- Dataset section

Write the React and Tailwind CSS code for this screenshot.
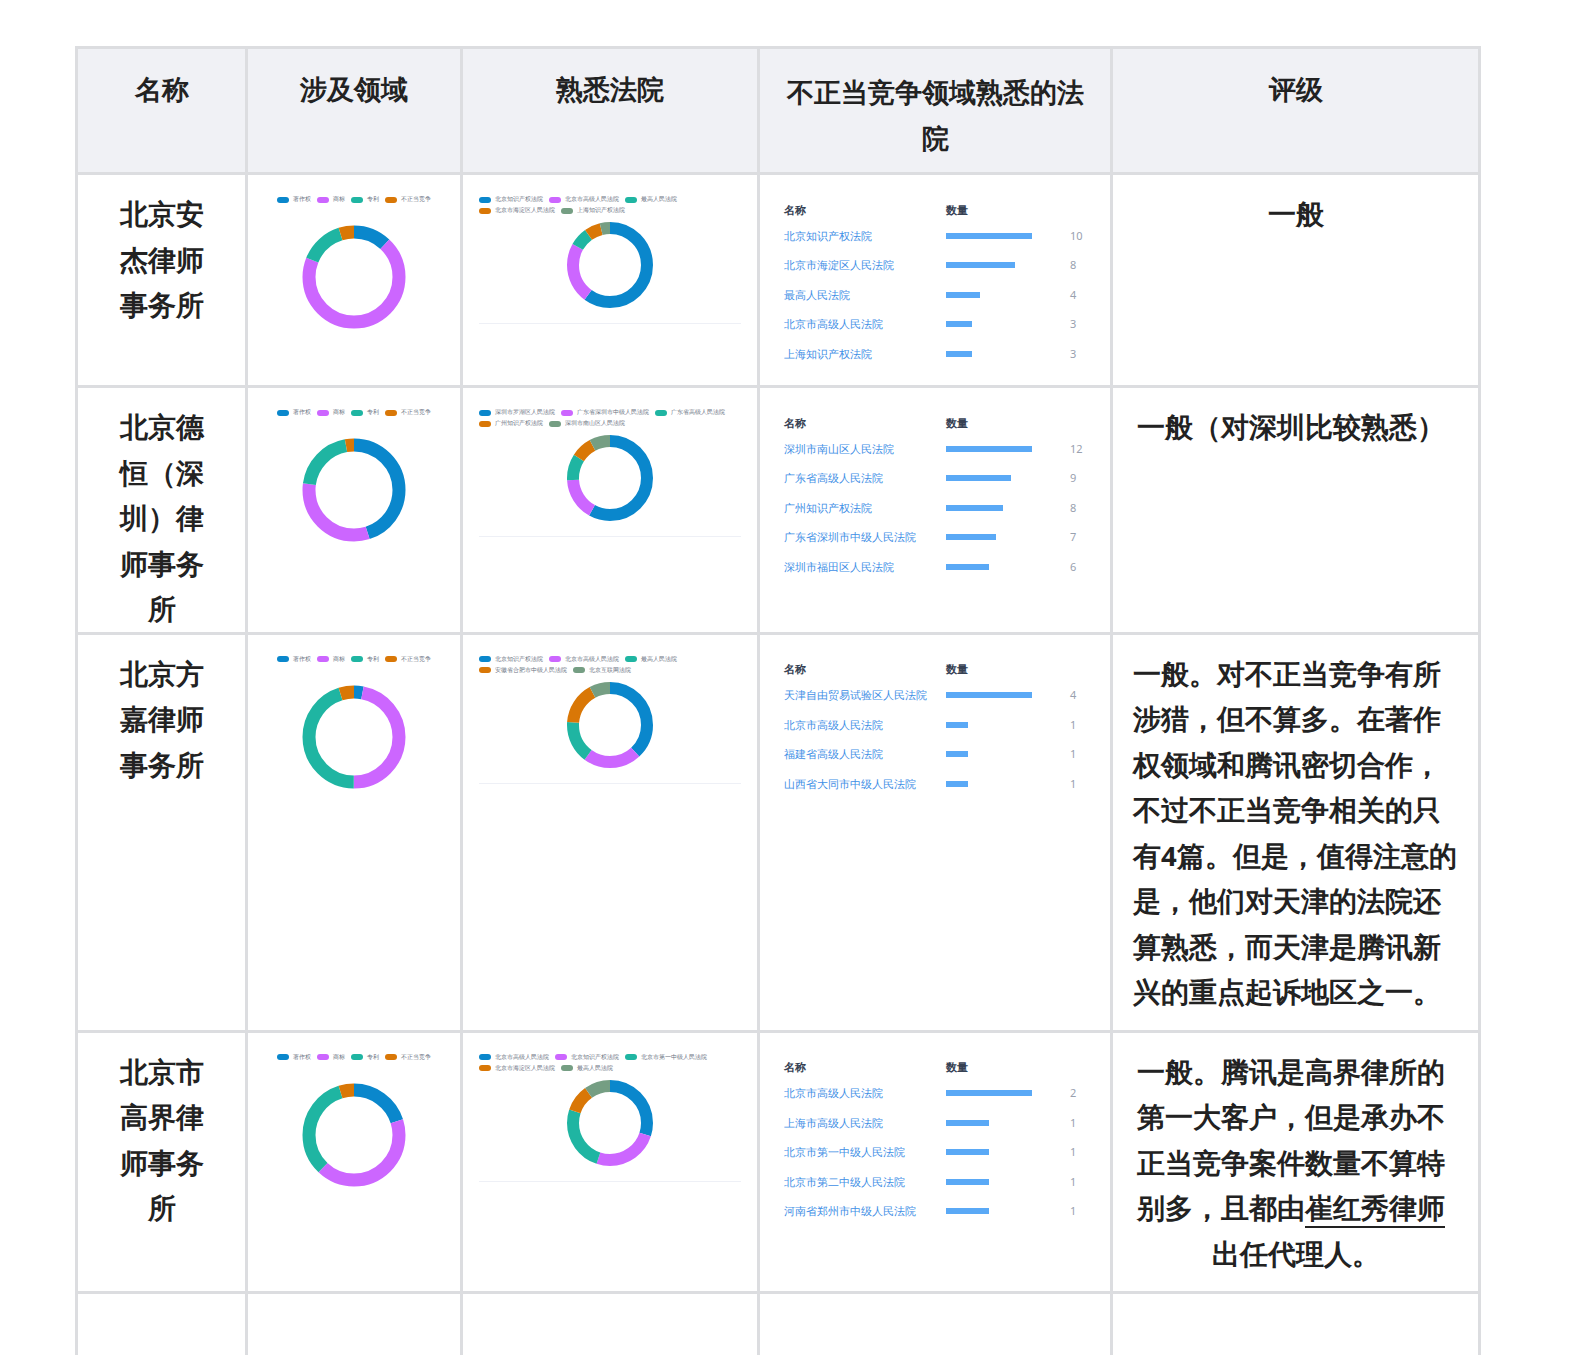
const C = { b: "#0a87cc", p: "#cc66ff", t: "#1fb5a2", o: "#d97706", g: "#759e83" };

function Donut({ size, r, w, segs }) {
  const circ = 2 * Math.PI * r;
  let acc = 0;
  return (
    <svg width={size} height={size} viewBox={`0 0 ${size} ${size}`}>
      <g transform={`rotate(-90 ${size / 2} ${size / 2})`}>
        {segs.map(([c, f], i) => {
          const el = (
            <circle key={i} cx={size / 2} cy={size / 2} r={r} fill="none" stroke={c} strokeWidth={w}
              strokeDasharray={`${f * circ} ${circ}`} strokeDashoffset={-acc * circ} />
          );
          acc += f;
          return el;
        })}
      </g>
    </svg>
  );
}

function Legend({ items }) {
  return (
    <div className="flex flex-wrap gap-x-1.5 gap-y-0.5 text-[6px] font-normal text-gray-500 leading-[9px]">
      {items.map(([c, n]) => (
        <span key={n} className="flex items-center gap-1">
          <span className="inline-block w-3 h-[6px] rounded-sm" style={{ background: c }} />
          {n}
        </span>
      ))}
    </div>
  );
}

const fieldItems = [[C.b, "著作权"], [C.p, "商标"], [C.t, "专利"], [C.o, "不正当竞争"]];

function FieldCell({ segs }) {
  return (
    <td className="border-[3px] border-[#dcdde0] align-top leading-normal">
      <div className="flex flex-col items-center pt-5">
        <Legend items={fieldItems} />
        <div className="mt-5"><Donut size={106} r={45} w={13} segs={segs} /></div>
      </div>
    </td>
  );
}

function CourtCell({ names, segs }) {
  const cols = [C.b, C.p, C.t, C.o, C.g];
  return (
    <td className="border-[3px] border-[#dcdde0] align-top px-4 leading-normal">
      <div className="flex flex-col items-center border-b border-[#eef0f6] pb-3 pt-5">
        <div className="self-start"><Legend items={names.map((n, i) => [cols[i], n])} /></div>
        <div className="mt-1"><Donut size={92} r={37} w={12} segs={segs} /></div>
      </div>
    </td>
  );
}

function BarCell({ rows, max }) {
  return (
    <td className="border-[3px] border-[#dcdde0] align-top px-6 pt-6 leading-normal font-normal">
      <div className="text-[11px]">
        <div className="flex font-bold text-gray-700 h-[22px] items-center"><span className="w-[162px]">名称</span><span>数量</span></div>
        {rows.map(([n, v]) => (
          <div key={n} className="flex items-center h-[29.5px]">
            <span className="w-[162px] text-[#3f8fe6] truncate pr-2">{n}</span>
            <span className="w-[124px]"><span className="block h-[6px] bg-[#5aa9f6]" style={{ width: (v / max) * 86 }} /></span>
            <span className="text-gray-400">{v}</span>
          </div>
        ))}
      </div>
    </td>
  );
}

const bd = "border-[3px] border-[#dcdde0]";

export default function App() {
  return (
    <div className="bg-white min-h-[1355px] pt-[46px] pl-[75px] font-['Noto_Sans_CJK_SC',sans-serif] text-[#222] [text-spacing-trim:space-all]">
      <table className="border-collapse w-[1406px] table-fixed">
        <colgroup>
          <col className="w-[170px]" /><col className="w-[215px]" /><col className="w-[297px]" /><col className="w-[353px]" /><col />
        </colgroup>
        <thead>
          <tr className="bg-[#f0f1f5] text-[27px] font-bold h-[126px]">
            {["名称", "涉及领域", "熟悉法院"].map(h => <th key={h} className={`${bd} align-top pt-5`}>{h}</th>)}
            <th className={`${bd} align-top pt-5 px-5 leading-[46px]`}>不正当竞争领域熟悉的法院</th>
            <th className={`${bd} align-top pt-5`}>评级</th>
          </tr>
        </thead>
        <tbody className="text-[27.5px] font-bold leading-[45.5px]">
          <tr className="h-[213px]">
            <td className={`${bd} align-top text-center px-7 pt-4`}>北京安杰律师事务所</td>
            <FieldCell segs={[[C.b, 0.12], [C.p, 0.69], [C.t, 0.14], [C.o, 0.05]]} />
            <CourtCell names={["北京知识产权法院", "北京市高级人民法院", "最高人民法院", "北京市海淀区人民法院", "上海知识产权法院"]}
              segs={[[C.b, 0.6], [C.p, 0.23], [C.t, 0.07], [C.o, 0.06], [C.g, 0.04]]} />
            <BarCell max={10} rows={[["北京知识产权法院", 10], ["北京市海淀区人民法院", 8], ["最高人民法院", 4], ["北京市高级人民法院", 3], ["上海知识产权法院", 3]]} />
            <td className={`${bd} align-top text-center pt-4`}>一般</td>
          </tr>
          <tr className="h-[216px]">
            <td className={`${bd} align-top text-center px-7 pt-4`}>北京德恒（深圳）律师事务所</td>
            <FieldCell segs={[[C.b, 0.45], [C.p, 0.32], [C.t, 0.2], [C.o, 0.03]]} />
            <CourtCell names={["深圳市罗湖区人民法院", "广东省深圳市中级人民法院", "广东省高级人民法院", "广州知识产权法院", "深圳市南山区人民法院"]}
              segs={[[C.b, 0.58], [C.p, 0.16], [C.t, 0.1], [C.o, 0.08], [C.g, 0.08]]} />
            <BarCell max={12} rows={[["深圳市南山区人民法院", 12], ["广东省高级人民法院", 9], ["广州知识产权法院", 8], ["广东省深圳市中级人民法院", 7], ["深圳市福田区人民法院", 6]]} />
            <td className={`${bd} align-top pt-4 px-6`}>一般（对深圳比较熟悉）</td>
          </tr>
          <tr className="h-[398px]">
            <td className={`${bd} align-top text-center px-7 pt-4`}>北京方嘉律师事务所</td>
            <FieldCell segs={[[C.b, 0.03], [C.p, 0.47], [C.t, 0.45], [C.o, 0.05]]} />
            <CourtCell names={["北京知识产权法院", "北京市高级人民法院", "最高人民法院", "安徽省合肥市中级人民法院", "北京互联网法院"]}
              segs={[[C.b, 0.38], [C.p, 0.22], [C.t, 0.16], [C.o, 0.16], [C.g, 0.08]]} />
            <BarCell max={4} rows={[["天津自由贸易试验区人民法院", 4], ["北京市高级人民法院", 1], ["福建省高级人民法院", 1], ["山西省大同市中级人民法院", 1]]} />
            <td className={`${bd} align-top pt-4 px-5`}>一般。对不正当竞争有所涉猎，但不算多。在著作权领域和腾讯密切合作，不过不正当竞争相关的只有4篇。但是，值得注意的是，他们对天津的法院还算熟悉，而天津是腾讯新兴的重点起诉地区之一。</td>
          </tr>
          <tr className="h-[261px]">
            <td className={`${bd} align-top text-center px-7 pt-4`}>北京市高界律师事务所</td>
            <FieldCell segs={[[C.b, 0.2], [C.p, 0.42], [C.t, 0.33], [C.o, 0.05]]} />
            <CourtCell names={["北京市高级人民法院", "北京知识产权法院", "北京市第一中级人民法院", "北京市海淀区人民法院", "最高人民法院"]}
              segs={[[C.b, 0.3], [C.p, 0.25], [C.t, 0.25], [C.o, 0.1], [C.g, 0.1]]} />
            <BarCell max={2} rows={[["北京市高级人民法院", 2], ["上海市高级人民法院", 1], ["北京市第一中级人民法院", 1], ["北京市第二中级人民法院", 1], ["河南省郑州市中级人民法院", 1]]} />
            <td className={`${bd} align-top pt-4 px-6 text-center`}>
              <div className="text-left">一般。腾讯是高界律所的第一大客户，但是承办不正当竞争案件数量不算特别多，且都由<span className="border-b-2 border-[#222]">崔红秀律师</span></div>
              出任代理人。
            </td>
          </tr>
          <tr className="h-[90px]">
            {[0, 1, 2, 3, 4].map(i => <td key={i} className="border-x-[3px] border-t-[3px] border-[#dcdde0]" />)}
          </tr>
        </tbody>
      </table>
    </div>
  );
}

- Goal
Would you set down the listing exactly, omitting pictures?

- Output for this exercise
Write the React and Tailwind CSS code for this screenshot.
const C = { b: "#0a87cc", p: "#cc66ff", t: "#1fb5a2", o: "#d97706", g: "#759e83" };

function Donut({ size, r, w, segs }) {
  const circ = 2 * Math.PI * r;
  let acc = 0;
  return (
    <svg width={size} height={size} viewBox={`0 0 ${size} ${size}`}>
      <g transform={`rotate(-90 ${size / 2} ${size / 2})`}>
        {segs.map(([c, f], i) => {
          const el = (
            <circle key={i} cx={size / 2} cy={size / 2} r={r} fill="none" stroke={c} strokeWidth={w}
              strokeDasharray={`${f * circ} ${circ}`} strokeDashoffset={-acc * circ} />
          );
          acc += f;
          return el;
        })}
      </g>
    </svg>
  );
}

function Legend({ items }) {
  return (
    <div className="flex flex-wrap gap-x-1.5 gap-y-0.5 text-[6px] font-normal text-gray-500 leading-[9px]">
      {items.map(([c, n]) => (
        <span key={n} className="flex items-center gap-1">
          <span className="inline-block w-3 h-[6px] rounded-sm" style={{ background: c }} />
          {n}
        </span>
      ))}
    </div>
  );
}

const fieldItems = [[C.b, "著作权"], [C.p, "商标"], [C.t, "专利"], [C.o, "不正当竞争"]];

function FieldCell({ segs }) {
  return (
    <td className="border-[3px] border-[#dcdde0] align-top leading-normal">
      <div className="flex flex-col items-center pt-5">
        <Legend items={fieldItems} />
        <div className="mt-5"><Donut size={106} r={45} w={13} segs={segs} /></div>
      </div>
    </td>
  );
}

function CourtCell({ names, segs }) {
  const cols = [C.b, C.p, C.t, C.o, C.g];
  return (
    <td className="border-[3px] border-[#dcdde0] align-top px-4 leading-normal">
      <div className="flex flex-col items-center border-b border-[#eef0f6] pb-3 pt-5">
        <div className="self-start"><Legend items={names.map((n, i) => [cols[i], n])} /></div>
        <div className="mt-1"><Donut size={92} r={37} w={12} segs={segs} /></div>
      </div>
    </td>
  );
}

function BarCell({ rows, max }) {
  return (
    <td className="border-[3px] border-[#dcdde0] align-top px-6 pt-6 leading-normal font-normal">
      <div className="text-[11px]">
        <div className="flex font-bold text-gray-700 h-[22px] items-center"><span className="w-[162px]">名称</span><span>数量</span></div>
        {rows.map(([n, v]) => (
          <div key={n} className="flex items-center h-[29.5px]">
            <span className="w-[162px] text-[#3f8fe6] truncate pr-2">{n}</span>
            <span className="w-[124px]"><span className="block h-[6px] bg-[#5aa9f6]" style={{ width: (v / max) * 86 }} /></span>
            <span className="text-gray-400">{v}</span>
          </div>
        ))}
      </div>
    </td>
  );
}

const bd = "border-[3px] border-[#dcdde0]";

export default function App() {
  return (
    <div className="bg-white min-h-[1355px] pt-[46px] pl-[75px] font-['Noto_Sans_CJK_SC',sans-serif] text-[#222] [text-spacing-trim:space-all]">
      <table className="border-collapse w-[1406px] table-fixed">
        <colgroup>
          <col className="w-[170px]" /><col className="w-[215px]" /><col className="w-[297px]" /><col className="w-[353px]" /><col />
        </colgroup>
        <thead>
          <tr className="bg-[#f0f1f5] text-[27px] font-bold h-[126px]">
            {["名称", "涉及领域", "熟悉法院"].map(h => <th key={h} className={`${bd} align-top pt-5`}>{h}</th>)}
            <th className={`${bd} align-top pt-5 px-5 leading-[46px]`}>不正当竞争领域熟悉的法院</th>
            <th className={`${bd} align-top pt-5`}>评级</th>
          </tr>
        </thead>
        <tbody className="text-[27.5px] font-bold leading-[45.5px]">
          <tr className="h-[213px]">
            <td className={`${bd} align-top text-center px-7 pt-4`}>北京安杰律师事务所</td>
            <FieldCell segs={[[C.b, 0.12], [C.p, 0.69], [C.t, 0.14], [C.o, 0.05]]} />
            <CourtCell names={["北京知识产权法院", "北京市高级人民法院", "最高人民法院", "北京市海淀区人民法院", "上海知识产权法院"]}
              segs={[[C.b, 0.6], [C.p, 0.23], [C.t, 0.07], [C.o, 0.06], [C.g, 0.04]]} />
            <BarCell max={10} rows={[["北京知识产权法院", 10], ["北京市海淀区人民法院", 8], ["最高人民法院", 4], ["北京市高级人民法院", 3], ["上海知识产权法院", 3]]} />
            <td className={`${bd} align-top text-center pt-4`}>一般</td>
          </tr>
          <tr className="h-[216px]">
            <td className={`${bd} align-top text-center px-7 pt-4`}>北京德恒（深圳）律师事务所</td>
            <FieldCell segs={[[C.b, 0.45], [C.p, 0.32], [C.t, 0.2], [C.o, 0.03]]} />
            <CourtCell names={["深圳市罗湖区人民法院", "广东省深圳市中级人民法院", "广东省高级人民法院", "广州知识产权法院", "深圳市南山区人民法院"]}
              segs={[[C.b, 0.58], [C.p, 0.16], [C.t, 0.1], [C.o, 0.08], [C.g, 0.08]]} />
            <BarCell max={12} rows={[["深圳市南山区人民法院", 12], ["广东省高级人民法院", 9], ["广州知识产权法院", 8], ["广东省深圳市中级人民法院", 7], ["深圳市福田区人民法院", 6]]} />
            <td className={`${bd} align-top pt-4 px-6`}>一般（对深圳比较熟悉）</td>
          </tr>
          <tr className="h-[398px]">
            <td className={`${bd} align-top text-center px-7 pt-4`}>北京方嘉律师事务所</td>
            <FieldCell segs={[[C.b, 0.03], [C.p, 0.47], [C.t, 0.45], [C.o, 0.05]]} />
            <CourtCell names={["北京知识产权法院", "北京市高级人民法院", "最高人民法院", "安徽省合肥市中级人民法院", "北京互联网法院"]}
              segs={[[C.b, 0.38], [C.p, 0.22], [C.t, 0.16], [C.o, 0.16], [C.g, 0.08]]} />
            <BarCell max={4} rows={[["天津自由贸易试验区人民法院", 4], ["北京市高级人民法院", 1], ["福建省高级人民法院", 1], ["山西省大同市中级人民法院", 1]]} />
            <td className={`${bd} align-top pt-4 px-5`}>一般。对不正当竞争有所涉猎，但不算多。在著作权领域和腾讯密切合作，不过不正当竞争相关的只有4篇。但是，值得注意的是，他们对天津的法院还算熟悉，而天津是腾讯新兴的重点起诉地区之一。</td>
          </tr>
          <tr className="h-[261px]">
            <td className={`${bd} align-top text-center px-7 pt-4`}>北京市高界律师事务所</td>
            <FieldCell segs={[[C.b, 0.2], [C.p, 0.42], [C.t, 0.33], [C.o, 0.05]]} />
            <CourtCell names={["北京市高级人民法院", "北京知识产权法院", "北京市第一中级人民法院", "北京市海淀区人民法院", "最高人民法院"]}
              segs={[[C.b, 0.3], [C.p, 0.25], [C.t, 0.25], [C.o, 0.1], [C.g, 0.1]]} />
            <BarCell max={2} rows={[["北京市高级人民法院", 2], ["上海市高级人民法院", 1], ["北京市第一中级人民法院", 1], ["北京市第二中级人民法院", 1], ["河南省郑州市中级人民法院", 1]]} />
            <td className={`${bd} align-top pt-4 px-6 text-center`}>
              <div className="text-left">一般。腾讯是高界律所的第一大客户，但是承办不正当竞争案件数量不算特别多，且都由<span className="border-b-2 border-[#222]">崔红秀律师</span></div>
              出任代理人。
            </td>
          </tr>
          <tr className="h-[90px]">
            {[0, 1, 2, 3, 4].map(i => <td key={i} className="border-x-[3px] border-t-[3px] border-[#dcdde0]" />)}
          </tr>
        </tbody>
      </table>
    </div>
  );
}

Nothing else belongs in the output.